Of course, much of the road was underwater, anyway. Particularly at the intersections and cross-walks, and along the edges where the bike lanes are, there were vast pools of water. Even during the walk from my final bus stop to the house, which is just a bit under a mile, there were places I could not pass without stepping more than ankle deep in water. And, of course, when trying to minimize the degree to which I had to do that, I skirted around edges of sidewalks and berms and roads, and met some very unsteady ground. I’m sure it was more unsteady than usual. So my back and knees and hips and ankles were subject to unusual stresses and strains that probably contributed to yesterday’s problem.
My Timberland boots would have been entirely useless for avoiding the soakers I had in both feet before I got even close to the house.
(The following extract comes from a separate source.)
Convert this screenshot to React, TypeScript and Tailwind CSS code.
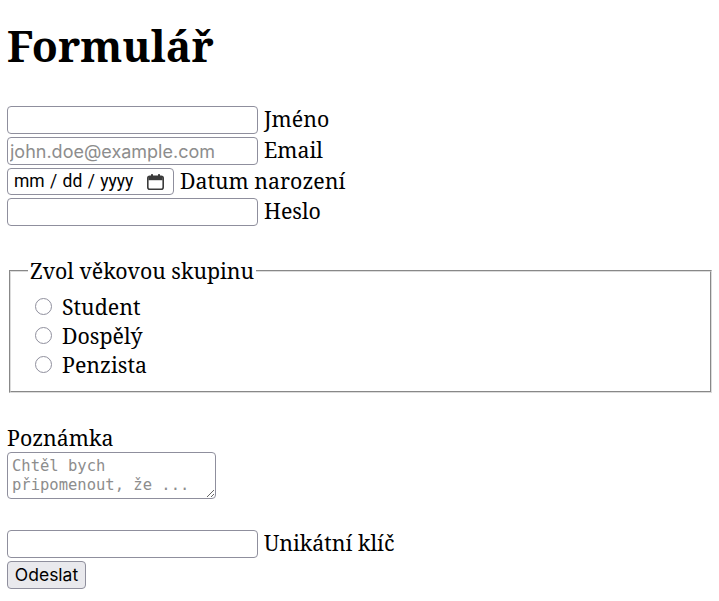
import React from "react";

const serif = "font-['Noto_Serif','DejaVu_Serif',serif]";

function CalendarIcon() {
  return (
    <svg width="19" height="18" viewBox="0 0 19 18" fill="none">
      <rect x="1.8" y="3.3" width="15.4" height="13" rx="2" stroke="#3b3b3b" strokeWidth="1.6" />
      <rect x="2.4" y="3.8" width="14.2" height="3.4" fill="#3b3b3b" />
      <rect x="5" y="1" width="2" height="3.5" rx="0.7" fill="#3b3b3b" />
      <rect x="12" y="1" width="2" height="3.5" rx="0.7" fill="#3b3b3b" />
    </svg>
  );
}

const inputCls =
  "w-[251px] h-[28px] border border-[#8f8f9d] rounded-[4px] bg-white px-[2px] text-[18px] font-['Inter',sans-serif] text-black placeholder:text-[#8d8d8d] outline-none";

function TextRow({ label, placeholder, type = "text", mt }: { label: string; placeholder?: string; type?: string; mt: string }) {
  return (
    <div className={`flex items-center h-[28px] ${mt}`}>
      <input type={type} placeholder={placeholder} className={inputCls} />
      <span className="ml-[6px] text-[21.33px] leading-[29px] -mt-[3px]">{label}</span>
    </div>
  );
}

function Radio({ label }: { label: string }) {
  return (
    <div className="flex items-center h-[29px]">
      <span className="ml-[7px] w-[17px] h-[17px] rounded-full border border-[#8f8f9d] bg-white" />
      <span className="ml-[10px] text-[21.33px] leading-[29px]">{label}</span>
    </div>
  );
}

export default function App() {
  return (
    <div className={`${serif} text-black bg-white min-h-[601px] px-[7px]`}>
      <h1 className="mt-[17px] h-[58px] text-[42.67px] leading-[58px] font-bold">Formulář</h1>
      <div className="flex flex-col">
        <TextRow label="Jméno" mt="mt-[31px]" />
        <TextRow label="Email" placeholder="john.doe@example.com" type="email" mt="mt-[3px]" />
        <div className="flex items-center h-[27px] mt-[3px]">
          <div className="w-[167px] h-[27px] border border-[#8f8f9d] rounded-[4px] bg-white flex items-center pl-[6px] pr-[8px] justify-between font-['Roboto',sans-serif] text-[17.5px] text-black">
            <span className="[word-spacing:1px]">mm / dd / yyyy</span>
            <CalendarIcon />
          </div>
          <span className="ml-[6px] text-[21.33px] leading-[29px] -mt-[2px]">Datum narození</span>
        </div>
        <TextRow label="Heslo" type="password" mt="mt-[3px]" />
      </div>

      <fieldset className="mt-[30px] ml-[2px] border-2 [border-style:groove] border-[#dcdcdc] pl-[17px] pr-[17px] pt-[7px] pb-[12px]">
        <legend className="px-[2px] text-[21.33px] leading-[29px]">Zvol věkovou skupinu</legend>
        <Radio label="Student" />
        <Radio label="Dospělý" />
        <Radio label="Penzista" />
      </fieldset>

      <div className="mt-[30px] text-[21.33px] leading-[29px]">Poznámka</div>
      <textarea
        placeholder={"Chtěl bych\npřipomenout, že ..."}
        className="block w-[209px] h-[47px] border border-[#8f8f9d] rounded-[4px] px-[4px] pt-[4px] pb-[2px] font-['DejaVu_Sans_Mono',monospace] text-[15.5px] leading-[19px] placeholder:text-[#8d8d8d] outline-none resize"
      />

      <div className="flex items-center h-[28px] mt-[31px]">
        <input type="text" className={inputCls} />
        <span className="ml-[6px] text-[21.33px] leading-[29px] -mt-[3px]">Unikátní klíč</span>
      </div>
      <button className="mt-[3px] block w-[79px] h-[28px] border border-[#8f8f9d] rounded-[4px] bg-[#e9e9ed] font-['Inter',sans-serif] text-[17.5px] leading-[26px] text-black">
        Odeslat
      </button>
    </div>
  );
}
If I had worn my “motorcycle” boots, those would have kept my feet dry in anything much less than knee-high water—they’re pretty great for that. However, they are not great for walking if you want to avoid blisters or ankle problems, because they don’t exactly grip the feet firmly, and they have elevated heels. They look good, and they would be good for wading, up to a point, but they wouldn’t be good for any significant walking, and you certainly wouldn’t want to run in them.
Once again, here I go, writing about the weather, of all things. It’s a reflection of the sorry state of my life that this really is the only interesting* stuff that’s going on with me. Weather, commuting, depression, pain—these are the things I have about which to communicate. At least, they are the things that come to my mind. I’m not really learning anything new—not by my standards, anyway. I still haven’t really written anything at length about sugar or whatnot, and I haven’t done any audio posts or “podcasts” or whatever you want to call that stuff. I just don’t have the will to do it, any more than I have the will to write any new fiction.
It is an interesting fact that, most days, more people look at my blog than have bought, let alone read, all of my books put together. I’m not counting the stupid purchases I made of my own books, which I then signed and gave to the people at the office. As far as I know, only two of those people have actually read any of my books, and one of them subsequently died of a drug overdose; he was the closest thing to a real friend that I’d made in well over ten years.
That’s frustrating, to say the least.
I’m not sure what to do. I don’t expect any epiphany or any other kind of spiritual or psychological breakthrough; I’ve been trying to explore the nature of reality and, to some extent, my own mind for most of my life, as far as I can remember. I’ve read lots of science books, of course, but I’ve also read many self-help books and spiritual books and so on. I’ve meditated and did self-hypnosis throughout my teenage years. I’ve read religious works of various stripes; some of them were interesting and engaging and even profound in places. But none of them were very impressive overall. Shakespeare was better. As was Milton.
I don’t know what I’m getting at. When do I ever, right? I know where I’m going in the long run, at least, which is the same place we’re all going in the long run. If there’s something else waiting, I’ve never encountered anything close to good evidence or argument for it. I have looked, but I’ve tried to do so without self-deception.
Maybe that’s my problem. Maybe the only escape from dreariness and depression entails or requires some form of delusion or another. Maybe Shirley Jackson was right, and no live organism really can continue to exist “sanely” under conditions of absolute reality.
But, of course, we never really exist under conditions of “absolute reality” in any serious sense. We don’t have access to all levels of reality using just our ordinary, unaided senses, not even close to it. But that (in principle, surmountable) limitation is one thing, while inventing stories about the “meaning” of life and reality out of wisps of desperation, fear, loneliness, loss, and pain is another thing entirely. I have no intention or desire to do that. It’s like trying to weave a sweater out of yarn spun from cotton candy. It would be an interesting novelty, but at any real test—including just sweating while wearing it—it would melt and dissolve and draw swarms of flies and ants and just be disgusting.
That’s a weird metaphor, I know. Sorry. I’m not being particularly coherent here. Which I guess is reason enough to call this post to a close. I hope you all have a good weekend, and spend it relaxing with people you love and who love you. What else is there? A lot, I guess, but none of it is quite as pleasant, and it’s not more important. Not that anything is important; or rather, on a cosmic scale, either everything is important or nothing is important.
On the scale of an individual life, though, things can be quite different, and in an entirely reasonable sense. So, if you can, enjoy your weekend.
*I use that term hesitantly. Perhaps I should have written that it is the closest thing to being something interesting that’s happened to me.